What this task involves:
Review the material line by line. Identify and copy every line that contains the string "React".

Records with interface code:

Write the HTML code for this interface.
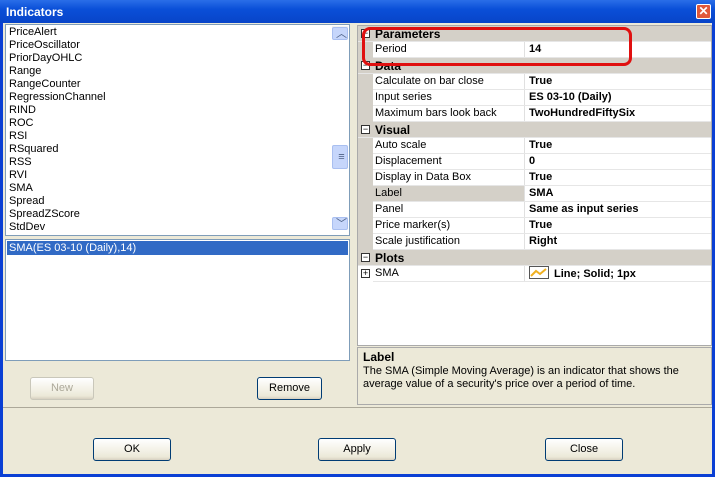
<!DOCTYPE html>
<html><head><style>
*{margin:0;padding:0;box-sizing:border-box}
body{width:715px;height:477px;overflow:hidden;background:#0a3fd4;font-family:"Liberation Sans",sans-serif;font-size:11px;position:relative}
.win{position:absolute;left:3px;top:23px;width:709px;height:451px;background:#ece9d8}
.title{position:absolute;left:0;top:0;width:715px;height:23px;background:linear-gradient(#2a6ee8,#0a4fd8 40%,#0844c8);color:#fff;font-weight:bold;font-size:12px;padding:5px 0 0 6px}
.x{position:absolute;right:4px;top:4px;width:15px;height:15px;background:#e0583a;border:1px solid #fff;border-radius:2px;color:#fff;font-size:12px;line-height:12px;text-align:center}
.abs{position:absolute}
.list{left:5px;top:24px;width:345px;height:212px;background:#fff;border:1px solid #7f9db9}
.list div{height:13px;line-height:13px;padding-left:3px;font-size:11px}
.sb{position:absolute;right:1px;top:1px;width:16px;height:208px;background:#f4f4f0}
.sbb{position:absolute;left:0;width:16px;height:16px;background:#c6d6fb;border:1px solid #a9bff0;border-radius:2px;color:#4d6185;font-size:9px;text-align:center;line-height:14px}
.list2{left:5px;top:239px;width:345px;height:122px;background:#fff;border:1px solid #7f9db9}
.btn{position:absolute;height:23px;border:1px solid #003c74;border-radius:3px;background:linear-gradient(#fff,#ece9d8 85%,#d6d0c0);text-align:center;line-height:21px;font-size:11px}
.grid{left:357px;top:25px;width:355px;height:321px;background:#fff;border:1px solid #aaa}
.row{position:absolute;left:0;width:353px;height:16px;border-bottom:1px solid #e6e6e6}
.cat{background:#d4d0c8;font-weight:bold;font-size:12px}
.gut{position:absolute;left:0;top:0;width:15px;height:16px;background:#d4d0c8}
.n{position:absolute;left:17px;top:1px}
.v{position:absolute;left:166px;top:1px;font-weight:bold;border-left:1px solid #e0e0e0;padding-left:4px;height:15px;top:0;line-height:15px}
.pm{position:absolute;left:3px;top:3px;width:9px;height:9px;border:1px solid #333;background:#fff;font-size:9px;line-height:7px;text-align:center;font-weight:normal}
.desc{left:357px;top:347px;width:355px;height:58px;border:1px solid #aaa;background:#ece9d8;padding:3px 0 0 5px;line-height:13px}
</style></head><body>
<div class="title">Indicators<div class="x">✕</div></div>
<div class="win"></div>
<div class="abs list">
<div style="margin-top:1px">PriceAlert</div><div>PriceOscillator</div><div>PriorDayOHLC</div><div>Range</div><div>RangeCounter</div><div>RegressionChannel</div><div>RIND</div><div>ROC</div><div>RSI</div><div>RSquared</div><div>RSS</div><div>RVI</div><div>SMA</div><div>Spread</div><div>SpreadZScore</div><div>StdDev</div>
<div class="sb"><div class="sbb" style="top:1px">︿</div><div class="sbb" style="top:119px;height:24px;line-height:22px">≡</div><div class="sbb" style="top:191px">﹀</div></div>
</div>
<div class="abs list2"><div style="margin:1px;background:#316ac5;color:#fff;height:14px;line-height:14px;padding-left:2px">SMA(ES 03-10 (Daily),14)</div></div>
<div class="btn" style="left:30px;top:377px;width:64px;color:#aca899;border-color:#c9c7ba">New</div>
<div class="btn" style="left:257px;top:377px;width:65px">Remove</div>
<div class="abs grid">
<div class="row cat" style="top:0"><div class="pm">−</div><span class="n" style="top:1px">Parameters</span></div>
<div class="row" style="top:16px"><div class="gut"></div><span class="n">Period</span><span class="v">14</span></div>
<div class="row cat" style="top:32px"><div class="pm">−</div><span class="n">Data</span></div>
<div class="row" style="top:48px"><div class="gut"></div><span class="n">Calculate on bar close</span><span class="v">True</span></div>
<div class="row" style="top:64px"><div class="gut"></div><span class="n">Input series</span><span class="v">ES 03-10 (Daily)</span></div>
<div class="row" style="top:80px"><div class="gut"></div><span class="n">Maximum bars look back</span><span class="v">TwoHundredFiftySix</span></div>
<div class="row cat" style="top:96px"><div class="pm">−</div><span class="n">Visual</span></div>
<div class="row" style="top:112px"><div class="gut"></div><span class="n">Auto scale</span><span class="v">True</span></div>
<div class="row" style="top:128px"><div class="gut"></div><span class="n">Displacement</span><span class="v">0</span></div>
<div class="row" style="top:144px"><div class="gut"></div><span class="n">Display in Data Box</span><span class="v">True</span></div>
<div class="row" style="top:160px;background:#d4d0c8"><div class="gut"></div><span class="n">Label</span><span class="v" style="background:#fff;width:187px">SMA</span></div>
<div class="row" style="top:176px"><div class="gut"></div><span class="n">Panel</span><span class="v">Same as input series</span></div>
<div class="row" style="top:192px"><div class="gut"></div><span class="n">Price marker(s)</span><span class="v">True</span></div>
<div class="row" style="top:208px"><div class="gut"></div><span class="n">Scale justification</span><span class="v">Right</span></div>
<div class="row cat" style="top:224px"><div class="pm">−</div><span class="n">Plots</span></div>
<div class="row" style="top:240px"><div class="gut" style="background:#fff"><div class="pm">+</div></div><span class="n">SMA</span><span class="v"><svg width="20" height="13" style="vertical-align:-2px;margin-right:5px"><rect x="0.5" y="0.5" width="19" height="12" fill="#fff" stroke="#555"/><path d="M2 10 L7 5 L11 8 L17 3" stroke="#f0b020" stroke-width="2" fill="none"/></svg>Line; Solid; 1px</span></div>
</div>
<div class="abs" style="left:362px;top:27px;width:270px;height:39px;border:3px solid #e01010;border-radius:8px"></div>
<div class="abs desc"><b style="font-size:12px">Label</b><br>The SMA (Simple Moving Average) is an indicator that shows the<br>average value of a security's price over a period of time.</div>
<div class="abs" style="left:3px;top:407px;width:709px;height:1px;background:#fff;border-top:1px solid #aca899"></div>
<div class="btn" style="left:93px;top:438px;width:78px">OK</div>
<div class="btn" style="left:318px;top:438px;width:78px">Apply</div>
<div class="btn" style="left:545px;top:438px;width:78px">Close</div>
</body></html>
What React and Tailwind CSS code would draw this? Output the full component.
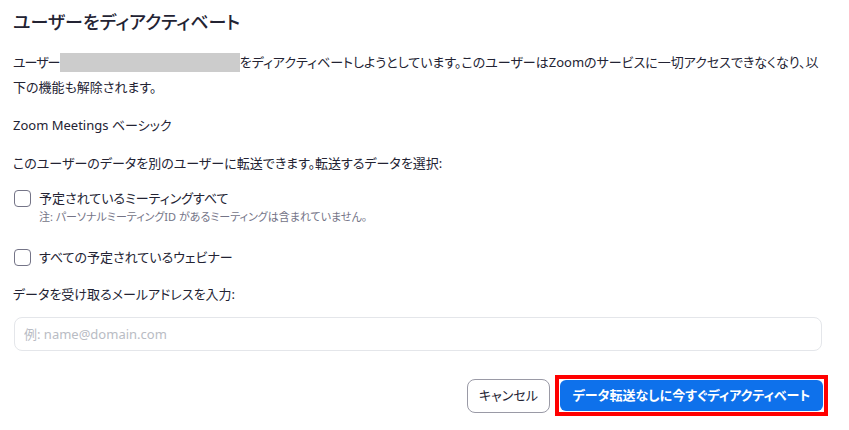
import React from "react";

const font = {
  fontFamily: '"Noto Sans", "Noto Sans CJK JP", sans-serif',
};

function Checkbox() {
  return (
    <span className="inline-block w-[17px] h-[17px] shrink-0 rounded-[4px] border border-[#747487] bg-white" />
  );
}

export default function App() {
  return (
    <div
      className="w-[849px] h-[430px] bg-white text-[#232333] pl-[13px] pr-[21px] pt-[10px] [font-feature-settings:'palt'] overflow-hidden"
      style={font}
    >
      <h1 className="text-[18px] leading-[24px] font-medium text-[#232333]">
        ユーザーをディアクティベート
      </h1>

      <p className="mt-[16px] text-[13px] leading-[25px] whitespace-nowrap">
        <span className="tracking-[-1px]">ユーザー</span>
        <span className="inline-block align-middle w-[180px] h-[19px] bg-[#cccccc] -mt-[2px]" />
        をディアクティベートしようとしています。このユーザーはZoomのサービスに一切アクセスできなくなり、以
        <br />
        下の機能も解除されます。
      </p>

      <p className="mt-[13px] text-[13px] leading-[25px]">Zoom Meetings ベーシック</p>

      <p className="mt-[13px] text-[13px] leading-[25px]">
        このユーザーのデータを別のユーザーに転送できます。転送するデータを選択:
      </p>

      <div className="mt-[11px] flex items-start gap-[8px] pl-[1px]">
        <div className="h-[22px] flex items-center">
          <Checkbox />
        </div>
        <div>
          <div className="text-[13px] leading-[22px]">予定されているミーティングすべて</div>
          <div className="text-[11px] leading-[16px] text-[#747487]">
            注: パーソナルミーティングID があるミーティングは含まれていません。
          </div>
        </div>
      </div>

      <div className="mt-[21px] flex items-center gap-[8px] pl-[1px]">
        <div className="h-[22px] flex items-center">
          <Checkbox />
        </div>
        <div className="text-[13px] leading-[22px]">すべての予定されているウェビナー</div>
      </div>

      <p className="mt-[14px] text-[13px] leading-[25px]">データを受け取るメールアドレスを入力:</p>

      <div className="mt-[10px] pr-[6px] pl-[1px]">
        <input
          type="text"
          placeholder="例: name@domain.com"
          className="w-full h-[34px] rounded-[8px] border border-[#e4e6ea] px-[9px] text-[13px] placeholder:text-[#b9bcc4] outline-none"
          style={font}
        />
      </div>

      <div className="mt-[24px] flex items-center justify-end gap-[5px]">
        <button className="h-[34px] w-[83px] rounded-[8px] border border-[#9a9aa6] bg-white text-[13px] text-[#232333] font-normal">
          キャンセル
        </button>
        <div className="border-[4px] border-[#ff0000] p-[1px]">
          <button className="h-[31px] w-[263px] rounded-[6px] bg-[#0e71eb] text-white text-[13px] font-bold">
            データ転送なしに今すぐディアクティベート
          </button>
        </div>
      </div>
    </div>
  );
}
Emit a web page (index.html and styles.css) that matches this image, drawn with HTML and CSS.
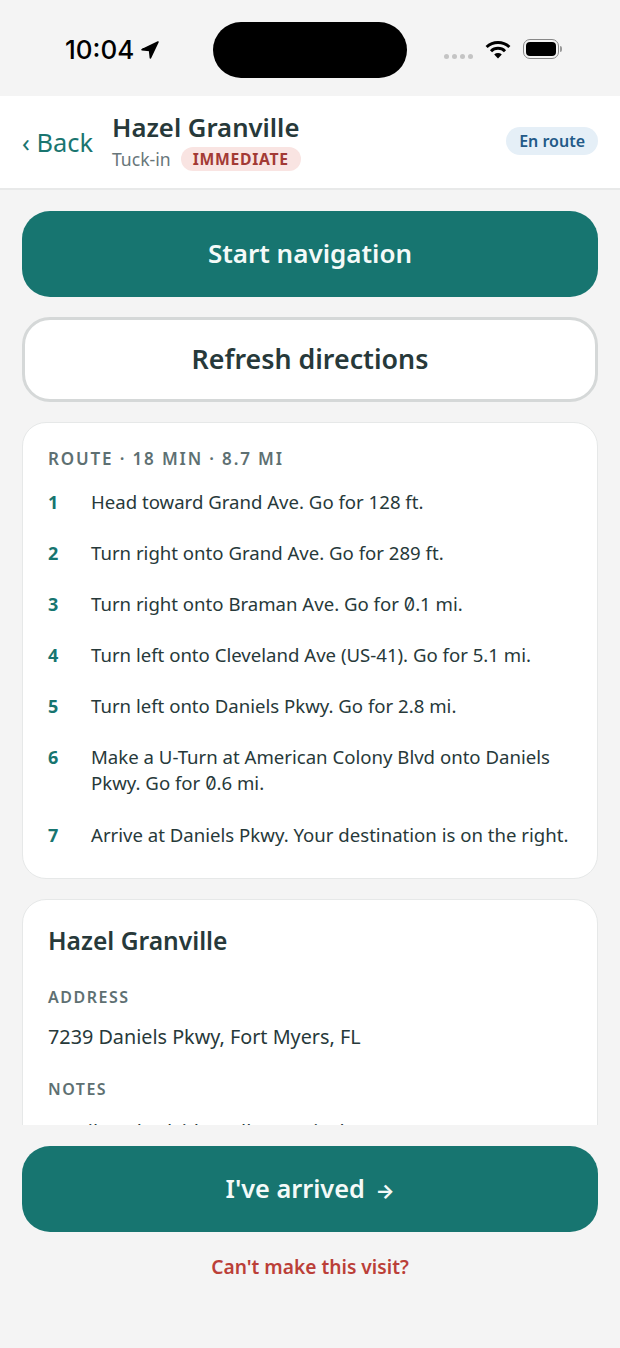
FILE: index.html
```html
<!DOCTYPE html>
<html lang="en">
<head>
  <meta charset="UTF-8">
  <title>Hazel Granville</title>
  <link rel="stylesheet" href="styles.css">
</head>
<body>
  <div class="status-bar">
    <div class="status-time">
      <span>10:04</span>
      <svg class="loc-icon" viewBox="0 0 20 20"><path d="M18 2 L2 9.6 L9.6 10.4 L10.4 18 Z" fill="#000" stroke="#000" stroke-width="1.6" stroke-linejoin="round"/></svg>
    </div>
    <div class="island"></div>
    <div class="status-icons">
      <span class="signal"><i></i><i></i><i></i><i></i></span>
      <svg class="wifi-icon" viewBox="0 0 26 19">
        <path d="M1.6 7 A16.5 16.5 0 0 1 24.4 7" fill="none" stroke="#000" stroke-width="3"/>
        <path d="M6 11.2 A10 10 0 0 1 20 11.2" fill="none" stroke="#000" stroke-width="3"/>
        <path d="M9.2 14.4 L13 18.6 L16.8 14.4 A5.6 5.6 0 0 0 9.2 14.4 Z" fill="#000"/>
      </svg>
      <span class="battery"><i></i></span>
      <span class="battery-cap"></span>
    </div>
  </div>

  <header class="top-bar">
    <a class="back" href="#">‹ Back</a>
    <div class="visit-head">
      <h1>Hazel Granville</h1>
      <div class="visit-sub">
        <span>Tuck-in</span>
        <span class="badge-urgent">IMMEDIATE</span>
      </div>
    </div>
    <span class="badge-status">En route</span>
  </header>

  <main class="scroll-area">
    <button class="btn btn-primary">Start navigation</button>
    <button class="btn btn-outline">Refresh directions</button>

    <section class="card route-card">
      <div class="route-title">ROUTE · 18 MIN · 8.7 MI</div>
      <ol class="steps">
        <li><b>1</b><span>Head toward Grand Ave. Go for 128 ft.</span></li>
        <li><b>2</b><span>Turn right onto Grand Ave. Go for 289 ft.</span></li>
        <li><b>3</b><span>Turn right onto Braman Ave. Go for <span class="zero">0</span>.1 mi.</span></li>
        <li><b>4</b><span>Turn left onto Cleveland Ave (US-41). Go for 5.1 mi.</span></li>
        <li><b>5</b><span>Turn left onto Daniels Pkwy. Go for 2.8 mi.</span></li>
        <li><b>6</b><span>Make a U-Turn at American Colony Blvd onto Daniels Pkwy. Go for <span class="zero">0</span>.6 mi.</span></li>
        <li><b>7</b><span>Arrive at Daniels Pkwy. Your destination is on the right.</span></li>
      </ol>
    </section>

    <section class="card client-card">
      <h2>Hazel Granville</h2>
      <div class="field-label field-first">ADDRESS</div>
      <p class="field-value">7239 Daniels Pkwy, Fort Myers, FL</p>
      <div class="field-label">NOTES</div>
      <p class="field-value field-notes">Family at bedside, call on arrival.</p>
    </section>
  </main>

  <footer class="actions">
    <button class="btn btn-primary btn-arrive">I've arrived <span class="arrow">→</span></button>
    <a class="cancel" href="#">Can't make this visit?</a>
  </footer>
</body>
</html>
```
FILE: styles.css
```css
* {
  box-sizing: border-box;
}
html, body {
  height: 100%;
}
body {
  margin: 0;
  height: 1348px;
  display: flex;
  flex-direction: column;
  overflow: hidden;
  background-color: #f4f4f4;
  color: #27393a;
  font-family: "Noto Sans", "Open Sans", sans-serif;
}

/* status bar */
.status-bar {
  height: 96px;
  flex: none;
  display: flex;
  align-items: flex-start;
  padding-top: 22px;
}
.status-time {
  width: 213px;
  display: flex;
  align-items: center;
  padding: 13px 0 0 65px;
  gap: 6px;
  color: #000;
  font-family: "Inter", sans-serif;
  font-size: 26px;
  font-weight: 500;
  line-height: 30px;
  letter-spacing: 0;
}
.loc-icon {
  width: 20px;
  height: 20px;
}
.island {
  width: 194px;
  height: 56px;
  background-color: #000;
  border-radius: 28px;
}
.status-icons {
  display: flex;
  align-items: center;
  padding: 17px 0 0 37px;
}
.signal {
  display: flex;
  gap: 3px;
  margin-top: 14px;
}
.signal i {
  width: 5px;
  height: 5px;
  border-radius: 50%;
  background-color: #c4c4c4;
}
.wifi-icon {
  width: 26px;
  height: 19px;
  margin-left: 12px;
}
.battery {
  width: 36px;
  height: 20px;
  margin-left: 12px;
  padding: 2px;
  border: 1px solid #888;
  border-radius: 7px;
}
.battery i {
  display: block;
  height: 100%;
  background-color: #000;
  border-radius: 4px;
}
.battery-cap {
  width: 2px;
  height: 6px;
  margin-left: 1px;
  background-color: #999;
  border-radius: 0 2px 2px 0;
}

/* header */
.top-bar {
  height: 94px;
  flex: none;
  display: flex;
  align-items: center;
  padding: 0 22px;
  background-color: #fff;
  border-bottom: 2px solid #e8e9e9;
}
.back {
  color: #1a756f;
  font-size: 25.4px;
  text-decoration: none;
  margin-right: 19px;
}
.visit-head {
  flex: 1;
  margin-top: -1px;
}
h1 {
  margin: 0;
  font-size: 25.7px;
  line-height: 32px;
  font-weight: 600;
}
.visit-sub {
  display: flex;
  align-items: center;
  gap: 10px;
  margin-top: 3px;
  color: #68767a;
  font-size: 17.6px;
}
.badge-urgent {
  padding: 1px 12px;
  border-radius: 13px;
  background-color: #f9e4e2;
  color: #a33a35;
  font-size: 15.7px;
  font-weight: 700;
  letter-spacing: 0.7px;
}
.badge-status {
  margin-top: -2px;
  padding: 3px 13px;
  border-radius: 14px;
  background-color: #e5eff7;
  color: #235a88;
  font-size: 16px;
  font-weight: 600;
}

/* content */
.scroll-area {
  height: 935px;
  flex: none;
  overflow: hidden;
  padding: 21px 22px 0;
}
.btn {
  display: block;
  width: 100%;
  height: 86px;
  padding-bottom: 4px;
  border-radius: 28px;
  font-family: inherit;
  font-size: 26px;
  font-weight: 600;
}
.btn-primary {
  border: 0;
  background-color: #177570;
  color: #f4faf8;
}
.btn-outline {
  height: 85px;
  margin-top: 20px;
  border: 3px solid #d5d8d8;
  background-color: #fff;
  color: #27393a;
  font-size: 26.8px;
}
.btn-arrive {
  font-size: 25.3px;
}
.card {
  margin-top: 20px;
  padding: 24px 25px;
  background-color: #fff;
  border: 1px solid #e6e8e8;
  border-radius: 24px;
}
.route-card {
  padding-right: 20px;
}
.route-title {
  color: #5e7072;
  font-size: 17px;
  font-weight: 600;
  line-height: 24px;
  letter-spacing: 1.85px;
}
.steps {
  margin: 18px 0 0;
  padding: 0;
  list-style: none;
  font-size: 18.6px;
  line-height: 26px;
}
.steps li {
  display: flex;
  margin-bottom: 24.8px;
}
.steps li:last-child {
  margin-bottom: 6.5px;
}
.steps b {
  flex: none;
  width: 43px;
  color: #177570;
  font-size: 18px;
  font-weight: 700;
}
.zero {
  font-family: "Inter", sans-serif;
  font-feature-settings: "zero";
  font-size: 18px;
}
.client-card h2 {
  margin: 0;
  font-size: 24.6px;
  line-height: 34px;
  font-weight: 600;
}
.field-label {
  margin-top: 26px;
  color: #5e7072;
  font-size: 16px;
  font-weight: 600;
  line-height: 24px;
  letter-spacing: 1.5px;
}
.field-first {
  margin-top: 27px;
}
.field-value {
  margin: 14px 0 0;
  font-size: 19.8px;
  line-height: 28px;
}
.field-notes {
  margin-top: 17px;
}

/* bottom actions */
.actions {
  padding: 21px 22px 0;
  text-align: center;
}
.arrow {
  margin-left: 4px;
  font-family: "Inter", sans-serif;
  font-size: 20px;
  font-weight: 700;
}
.cancel {
  display: block;
  margin-top: 21px;
  color: #bb3f38;
  font-size: 19.2px;
  font-weight: 600;
  text-decoration: none;
}
```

Written answer:
What React and Tailwind CSS code would draw this? Output the full component.
import React from "react";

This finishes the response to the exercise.